Le mois Kiltissime touche à sa
fin, et pour mon ultime participation, je voulais vous parler de mon roman préféré de Jules Verne, Les Indes noires.
Voici dix ans que la mine d'Aberfoyle a fermé car ses gisements sont épuisés. Pourtant, Simon Ford, ancien Overman, demande à l'ingénieur James Starr de revenir : il est persuadé qu'un autre gisement existe. Dès lors, on ne cessera de mettre des embuches sur leur chemin pour empecher Simon, Harry, son fils et James de poursuivre leurs explorations. Ils seront même emmurés vivants dans la mine et ne devront leur salut qu'à Jack Ryan, venu leur porter secours au bout d'une semaine. Je vous entends : pourquoi Jack n'est pas venu leur porter secours plus tôt ? Tout simplement parce qu'il avait failli se noyer en portant secours à des naufragés, et qu'il lui a fallu quelques jours pour se remettre ! Vous l'aurez compris, je préfère nettement Jack Ryan, le courageux et superstitieux piper, conteur hors pair, à Harry Ford sans-aucun-défaut.
Le titre du roman viendrait du surnom que les anglais donnaient à leurs mines de charbon, leurs "Indes noires". Ce roman exalte le courage mais aussi
l'obéissance des mineurs écossais (comparés aux mineurs français, trop prompts à se plaindre) et leur volonté de continuer à exercer leur métier, en dépit de leur dangerosité : les accidents ne
viennent pas des économies réalisées par les patrons sur le bois pour étayer les galeries, sur la nécessité de faire toujours plus vite pour extraire le charbon. Non : les coups de grisou et les
effondrements ne sont dus qu'à l'imprudence des mineurs. Partial, Jules Verne ? A peine : il avait un lectorat à soigner, et même si, comme Emile Zola, il a visité une mine pour écrire son roman,
le résultat sera totalement différent.
Les douze premiers chapitres sont entrecoupés d'explications (comme presque toujours dans les romans de Jules Verne). Après les avoir lus, vous saurez presque tout sur la formation du charbon, le grisou, les pénitents et autres moyens de prévenir les coups de grisou. Trois ans passent entre la délivrance des héros et le chapitre XIII, où la nouvelle Aberfoyle est crée. Avatange : elle a crée de nouveaux emplois (piqueurs, boiseurs, remblayeurs) qui tous vivent dans la merveilleuse cité sous-terraine. Inconvénient : et bien, ils vivent tous sous terre et cela ne les dérange absolument pas. Jules Verne n'est pas tout entier tourné vers le roman scientifique, il n'oublie pas de citer Walter Scott, ou d'évoquer Marie Stuart. Il appuie également la construction du roman sur les superstitions écossaises, les dames du Feu, qui fréquentent les ruines du château, ou les lutins errants. Ne serait-ce d'ailleurs pas un lutin qui est venu les nourrir, pendant les huit jours passés sous terre ?

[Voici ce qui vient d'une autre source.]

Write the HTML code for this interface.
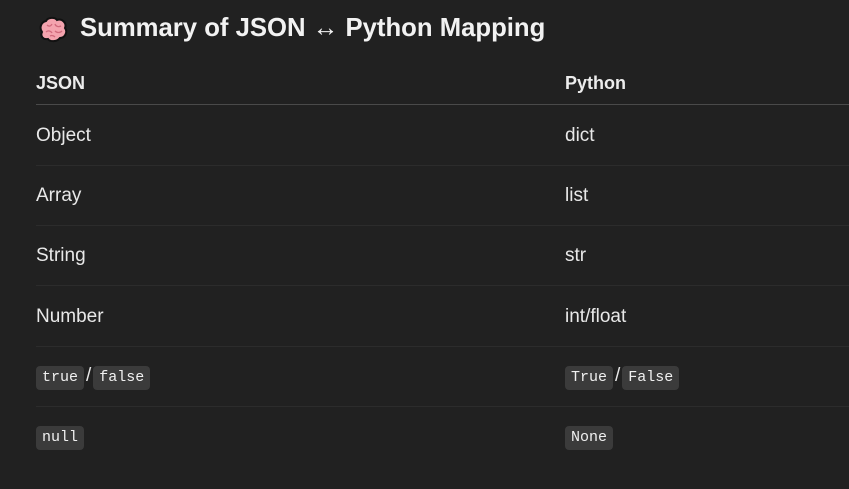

N'en déplaise à Jak Ryan, le lutin prendra figure humaine, au cours d'une expédition organisée par Harry Ford : il avait cru entendre des battements d'ailes et des gémissements au fond d'un puits. Les gémissements, c'était Nell, une toute jeune fille, descendante du dernier pénitent Silfax et élevée par lui dans la mine. Les battements d'aile étaient ceux du harfang, dévoué à Silfax mais aussi à son arrière-petite-fille. L'histoire d'amour entre Harry et Nell est presque trop attendue, mais, que voulez-vous, il fallait bien qu'Harry trouve une jeune fille qui consente à vivre sous terre avec lui, dans la nouvelle Aberfoyle. Il n'allait tout de même pas épouser son ami Jack Ryan. les chapitres 17 et 18 seront consacrés à un grand voyage en Ecosse pour que Nell, qui n'a jamais quitté la mine, découvre le monde extérieur. Leur périple les mènera jusqu'au lac Katrine - le lac de la Dame du lac de Walter Scott et là, la catastrophe survient, menaçant de détruire la toute nouvelle mine.
A la folie de Silfax, qui donne un aura fantastique à ce roman s'oppose l'esprit rationnel d'Harry et surtout l'amour de Nell, amour qu'elle voue à la famille Ford, qui lui a offert tout ce que son aïeul ne lui a jamais donné. C'est elle qui sauvera la mine - et Jack Ryan pourra écrire la légende de Silfax.